What is more surprising, though, is the mainstream media’s treatment of these stories as legitimate, reportable news events, rather than as spoilers for serial narratives. I can’t imagine a scenario in which the Associated Press would report spoilers for a death on LOST before the episode aired, or the death of a Harry Potter character before the release of the sixth or seventh book. While rumors, advance reviews, and other easily-accessible sites for spoilers on the internet are commonplace, the mainstream news generally avoids directly reporting such information, at least until the general public has gotten the opportunity to consume the piece of media in question. But news organizations possess no such qualms about spoiling comic books.

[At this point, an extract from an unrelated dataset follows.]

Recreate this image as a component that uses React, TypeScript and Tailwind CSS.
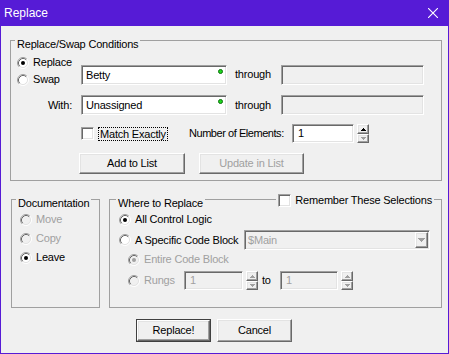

This raises questions about the strange place that comic books occupy in the cultural landscape. The most popular comic book superheroes are some of the oldest, most iconic fictional characters in modern America, cultural strongholds from the 1930s through the present. Yet circulation of comic books themselves in the 21st century is pitifully low – a comic that sells 100,000 copies in 2011 is a blockbuster, and the average American is more familiar with the heroes through movies, cartoons, and merchandise. As a result, the news reports play to the lowest common denominator, revealing the key events in the comics without providing any context and sending the curious to comic shops to pick up an issue that will make absolutely no sense to anyone who has not been following the serialized story. A non-reader would never know that Archie’s marriage to Veronica was simply a fantasy of one possible future, that the gun-slinging Captain America was not Steve Rogers but his sidekick, former brainwashed assassin Bucky Barnes, or that Johnny Storm died at the culmination of a long storyline involving alien invaders from another dimension. The only people who wouldn’t be confused by these things are the regular comic book readers – the very people who find the pervasiveness of the spoilery news stories so frustrating.

But for the news media, confusion about the narrative is not a concern, because the news media does not treat comics as narrative. Comics are periodicals, both in form (floppy, stapled pages of content and ads) and release structure (monthly or weekly), and the treatment of comic books by the media can be compared much more readily to its treatment of magazine periodicals than its treatment of television shows or book sequels. In the current digital climate, news of a celebrity having a baby or coming out of the closet hits the wire long before the physical issue of People hits the stands, no matter how allegedly exclusive the content. Comics, as conceptualized by the media, are no different – they are merely magazines reporting news from another universe, a universe full of players as beloved and well-known as Gwyneth Paltrow or Lance Bass. One needn’t be a diehard *NSync fan to be curious about Lance Bass’s sexuality, and, likewise, one needn’t be a comic book reader to care about what happens to the Human Torch.

The difference, however, is that despite the iconic status of their characters, the periodical status of their form, and the small size of their audience, comics are narratives, narratives lovingly constructed by hard-working writers and artists. In a spoilery media culture that ignores story for the sake of shallow reporting on the status of fictional people, that’s the fact that threatens to gets lost in the shuffle. Superhero comic books have long struggled for cultural legitimacy, fighting the derisive “Wham! Biff! Pow!” headlines, and as long as the American media landscape (not to mention corporate marketing departments) treats them as news delivery mechanisms rather than stories, that struggle will continue.